Excessively violent Risk
As a Europe (players are assigned control of a broad geographical area, all of which are continents except for Russia) sandwiched between Russia and Africa in a three player free-for-all, I was bound to be the first to go down. With my fleets decimated, my radar blinded, my airbases and silos neutralized, by the 15 minute mark I was effectively out of the game. But my enemies had expended so much ordinance eliminating my offensive capabilities, my cities remained mostly intact. In real life warfare there exists the concept of the ‘open city’: a declaration from the defenders of a city that they have abandoned the city and that their opposition should occupy the city rather than subject it to further (unnecessary) bombardment.
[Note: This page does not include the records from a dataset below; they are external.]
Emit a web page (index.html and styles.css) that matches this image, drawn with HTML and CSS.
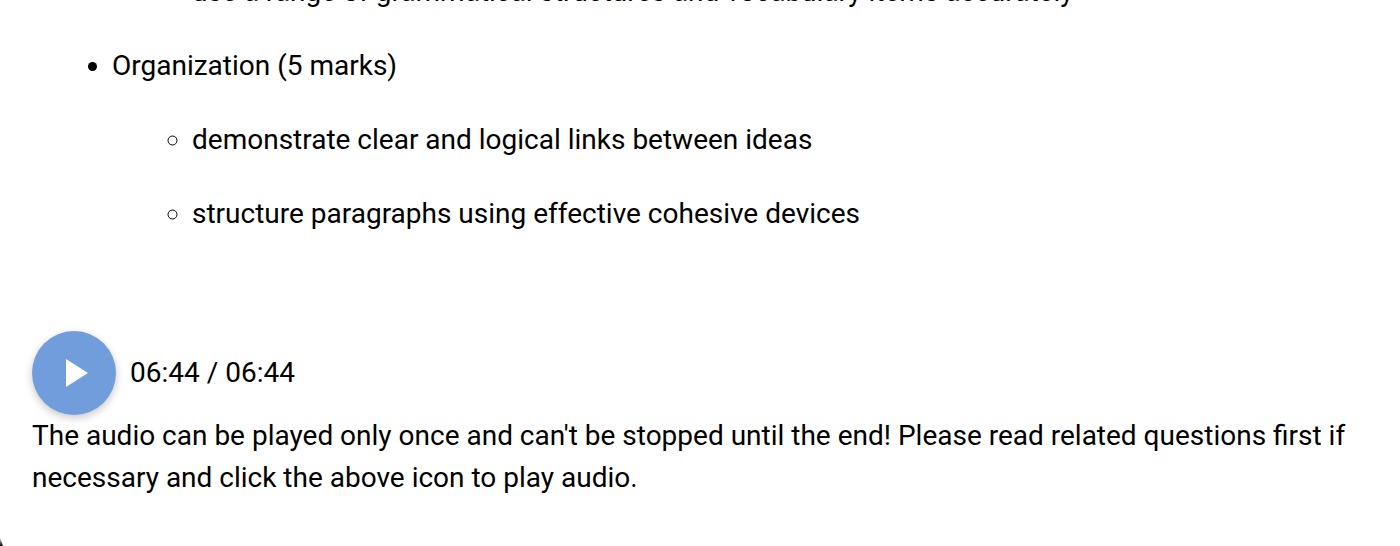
FILE: index.html
```html
<!DOCTYPE html>
<html lang="en">
<head>
<meta charset="utf-8">
<title>Audio question</title>
<link rel="stylesheet" href="styles.css">
</head>
<body>
<main class="content">
  <ul class="outer">
    <li class="hidden-parent">
      <ul class="inner">
        <li>use a range of grammatical structures and vocabulary items accurately</li>
      </ul>
    </li>
    <li>Organization (5 marks)
      <ul class="inner">
        <li>demonstrate clear and logical links between ideas</li>
        <li>structure paragraphs using effective cohesive devices</li>
      </ul>
    </li>
  </ul>
  <div class="player">
    <button class="play" type="button" aria-label="Play">
      <svg class="play-icon" width="22" height="28" viewBox="0 0 22 28"><path d="M0 0L22 14L0 28Z" fill="#fff"/></svg>
    </button>
    <span class="time">06:44 / 06:44</span>
  </div>
  <p class="note">The audio can be played only once and can't be stopped until the end! Please read related questions first if necessary and click the above icon to play audio.</p>
</main>
<div class="corner"></div>
</body>
</html>
```
FILE: styles.css
```css
html, body {
  margin: 0;
  height: 100%;
  overflow: hidden;
  background: #fff;
}
body {
  font-family: Roboto, "Liberation Sans", sans-serif;
  font-size: 28px;
  line-height: 42px;
  color: #000;
}
.content {
  margin-top: -29px;
  padding: 0 32px;
}
.outer, .inner {
  list-style-position: outside;
  margin: 0;
  padding-left: 80px;
}
.outer { list-style-type: disc; }
.inner { list-style-type: circle; }
.outer > li { margin-bottom: 32px; }
.inner > li { margin-top: 32px; }
.hidden-parent { list-style-type: none; }
.hidden-parent > .inner > li { margin-top: 0; }
.player {
  display: flex;
  align-items: center;
  gap: 14px;
  margin-top: 96px;
}
.play {
  display: flex;
  align-items: center;
  justify-content: center;
  width: 84px;
  height: 84px;
  padding: 0;
  border: 0;
  border-radius: 50%;
  background: #729ddd;
  box-shadow: 0 3px 8px rgba(0, 0, 0, 0.22);
}
.play-icon { margin-left: 6px; }
.note { margin: 0; }
.corner {
  position: fixed;
  left: 0;
  bottom: 0;
  width: 3px;
  height: 9px;
  background: linear-gradient(to bottom, transparent, #000);
  clip-path: polygon(0 0, 100% 100%, 0 100%);
}
```
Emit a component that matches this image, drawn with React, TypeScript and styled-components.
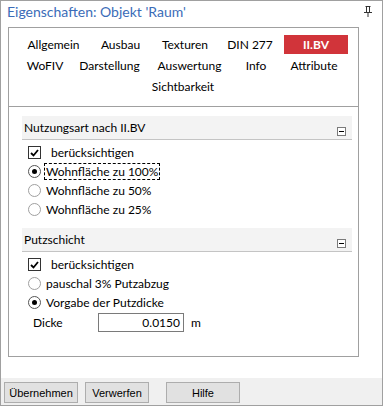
import { ReactElement } from 'react';
import styled, { createGlobalStyle } from 'styled-components';

const GlobalStyle = createGlobalStyle`
  html, body {
    margin: 0;
    padding: 0;
    background: #ffffff;
  }
  body {
    font-family: Lato, 'Noto Sans', sans-serif;
    font-size: 12px;
    color: #000000;
  }
`;

const Window = styled.div`
  box-sizing: border-box;
  width: 383px;
  height: 406px;
  border: 1px solid #a0a0a0;
  display: flex;
  flex-direction: column;
  background: #ffffff;
`;

const TitleBar = styled.div`
  height: 26px;
  display: flex;
  align-items: center;
  justify-content: space-between;
  padding: 0 10px 0 6px;
`;

const Title = styled.div`
  color: #3a6cb8;
  font-size: 14px;
  line-height: 1;
  margin-top: -4px;
`;

const Pin = styled.svg`
  width: 8px;
  height: 11px;
  margin-top: -6px;
`;

const Panel = styled.div`
  box-sizing: border-box;
  width: 351px;
  height: 330px;
  margin-left: 7px;
  border: 1px solid #a0a0a0;
  display: flex;
  flex-direction: column;
`;

const TabArea = styled.div`
  height: 79px;
  padding: 6px 0 0 11px;
  box-sizing: border-box;
  border-bottom: 1px solid #a0a0a0;
`;

const TabRow = styled.div`
  display: flex;
  height: 21px;
`;

const Tab = styled.div<{ $w: number; $active?: boolean }>`
  width: ${({ $w }) => $w}px;
  height: 19px;
  margin-top: 1px;
  display: flex;
  align-items: center;
  justify-content: center;
  white-space: nowrap;
  background: ${({ $active }) => ($active ? '#d1343a' : 'transparent')};
  color: ${({ $active }) => ($active ? '#ffffff' : '#000000')};
  font-weight: ${({ $active }) => ($active ? 700 : 400)};
`;

const Content = styled.div`
  padding: 9px 6px 0 13px;
`;

const Section = styled.div`
  margin-bottom: 9px;
`;

const SectionHeader = styled.div`
  height: 23px;
  background: #f3f3f3;
  border-bottom: 1px solid #c4c4c4;
  display: flex;
  align-items: center;
  justify-content: space-between;
  padding: 0 6px 0 2px;
`;

const Collapse = styled.div`
  box-sizing: border-box;
  width: 9px;
  height: 9px;
  border: 1px solid #7a7a7a;
  background: #ffffff;
  margin-top: 8px;
  display: flex;
  align-items: center;
  justify-content: center;

  &::after {
    content: '';
    width: 5px;
    height: 1px;
    background: #000000;
  }
`;

const Items = styled.div`
  padding: 3px 0 0 6px;
`;

const Row = styled.div`
  height: 19px;
  display: flex;
  align-items: center;
  white-space: nowrap;
`;

const CheckBox = styled.div`
  box-sizing: border-box;
  width: 13px;
  height: 13px;
  border: 1px solid #333333;
  background: #ffffff;
  margin-right: 10px;
  display: flex;
  align-items: center;
  justify-content: center;
`;

const Radio = styled.div<{ $on?: boolean }>`
  box-sizing: border-box;
  width: 13px;
  height: 13px;
  border-radius: 50%;
  border: 1px solid ${({ $on }) => ($on ? '#555555' : '#a0a0a0')};
  background: #ffffff;
  margin-right: 5px;
  display: flex;
  align-items: center;
  justify-content: center;

  &::after {
    content: '';
    display: ${({ $on }) => ($on ? 'block' : 'none')};
    width: 5px;
    height: 5px;
    border-radius: 50%;
    background: #000000;
  }
`;

const Focus = styled.span`
  outline: 1px dashed #000000;
  outline-offset: 0;
  padding: 0 1px;
  margin-left: -1px;
  line-height: 15px;
`;

const FieldRow = styled(Row)`
  height: 20px;
  padding-left: 5px;
`;

const FieldLabel = styled.div`
  width: 65px;
`;

const Input = styled.div`
  box-sizing: border-box;
  width: 86px;
  height: 19px;
  border: 1px solid #7a7a7a;
  text-align: right;
  padding-right: 3px;
  line-height: 17px;
  margin-right: 7px;
`;

const Spacer = styled.div`
  flex: 1;
`;

const Footer = styled.div`
  height: 27px;
  background: #f0f0f0;
  display: flex;
  align-items: flex-start;
  padding: 4px 0 0 3px;
  box-sizing: border-box;
  margin-top: 21px;
`;

const Button = styled.div<{ $w: number; $ml: number }>`
  box-sizing: border-box;
  width: ${({ $w }) => $w}px;
  height: 21px;
  margin-left: ${({ $ml }) => $ml}px;
  background: #e1e1e1;
  border: 1px solid #adadad;
  display: flex;
  align-items: center;
  justify-content: center;
  font-family: 'Liberation Sans', Arial, sans-serif;
  font-size: 11px;
`;

const Check = (): ReactElement => (
  <svg width="9" height="8" viewBox="0 0 9 8">
    <path d="M1 4 L3.5 6.5 L8 1" fill="none" stroke="#000" strokeWidth="1.8" />
  </svg>
);

const row1: [string, number][] = [
  ['Allgemein', 67],
  ['Ausbau', 67],
  ['Texturen', 62],
  ['DIN 277', 68],
];

const row2: [string, number][] = [
  ['WoFIV', 50],
  ['Darstellung', 79],
  ['Auswertung', 81],
  ['Info', 52],
  ['Attribute', 64],
];

const App = (): ReactElement => {
  return (
    <>
      <GlobalStyle />
      <Window>
        <TitleBar>
          <Title>Eigenschaften: Objekt 'Raum'</Title>
          <Pin viewBox="0 0 8 11">
            <path d="M2.5 0.5 V6.5 M5.5 0.5 V6.5 M1.5 0.5 H6.5 M0 6.5 H8 M4 6.5 V11" stroke="#333" strokeWidth="1" fill="none" />
          </Pin>
        </TitleBar>
        <Panel>
          <TabArea>
            <TabRow>
              {row1.map(([t, w]) => (
                <Tab key={t} $w={w}>{t}</Tab>
              ))}
              <Tab $w={64} $active>II.BV</Tab>
            </TabRow>
            <TabRow>
              {row2.map(([t, w]) => (
                <Tab key={t} $w={w}>{t}</Tab>
              ))}
            </TabRow>
            <TabRow>
              <Tab $w={326}>Sichtbarkeit</Tab>
            </TabRow>
          </TabArea>
          <Content>
            <Section>
              <SectionHeader>
                <span>Nutzungsart nach II.BV</span>
                <Collapse />
              </SectionHeader>
              <Items>
                <Row>
                  <CheckBox><Check /></CheckBox>
                  berücksichtigen
                </Row>
                <Row>
                  <Radio $on />
                  <Focus>Wohnfläche zu 100%</Focus>
                </Row>
                <Row>
                  <Radio />
                  Wohnfläche zu 50%
                </Row>
                <Row>
                  <Radio />
                  Wohnfläche zu 25%
                </Row>
              </Items>
            </Section>
            <Section>
              <SectionHeader>
                <span>Putzschicht</span>
                <Collapse />
              </SectionHeader>
              <Items>
                <Row>
                  <CheckBox><Check /></CheckBox>
                  berücksichtigen
                </Row>
                <Row>
                  <Radio />
                  pauschal 3% Putzabzug
                </Row>
                <Row>
                  <Radio $on />
                  Vorgabe der Putzdicke
                </Row>
                <FieldRow>
                  <FieldLabel>Dicke</FieldLabel>
                  <Input>0.0150</Input>
                  m
                </FieldRow>
              </Items>
            </Section>
          </Content>
          <Spacer />
        </Panel>
        <Footer>
          <Button $w={74} $ml={0}>Übernehmen</Button>
          <Button $w={64} $ml={7}>Verwerfen</Button>
          <Button $w={74} $ml={17}>Hilfe</Button>
        </Footer>
      </Window>
    </>
  );
};

export default App;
Stripped of my ability to visit destruction upon Europe’s enemies or defend her cities, I would have liked to declare Europe an ‘open continent’. Unfortunately the goal of DEFCON is not to surgically lay low the military of the opposition, except as a means of getting at the succulent interior of his continent. Kills are points in DEFCON, and only the mass deaths of civilians count. Hitting a city with a missile produces x million deaths dependent on its population, with each million deaths of the enemy’s people equal to two points and each million deaths of your own people inflicting a one point penalty on your score. The silos opened at last and I watched as Europe’s cities disappeared in the crossfire. I comforted myself with the thought that Europe only perished out of the necessity of the game, for the sake of the scoreboard. Civilian populations aren’t labelled with a points value in real life, so there’d be no reason for Europe to burn. The open continent would be spared…right?
The reason given for WOPR’s creation in WarGames is that too many humans refused to pull the trigger in drills. I wonder if today and in the future we might not have the opposite problem, with abstracted warfare mitigating human conscience. Instead of the average FPS with its crosshair and health meter, it might be that DEFCON is the closest thing that videogaming has to a true mass murder simulator. Its interface is more believably what some missile commander underneath a mountain might base world-altering (or world-ending) decisions on. Playing it, we see how easy it is to end entire cities when they are just coloured diamonds. I think that the most important victory in DEFCON is to break through that wall of abstraction and entertain the consequences of our amusing little simulation were it played out in the real world. DEFCON has shown me what it feels like to watch a continent burn. For that I appreciate it, but now it is too laden with death to feel like I am ever just playing another game.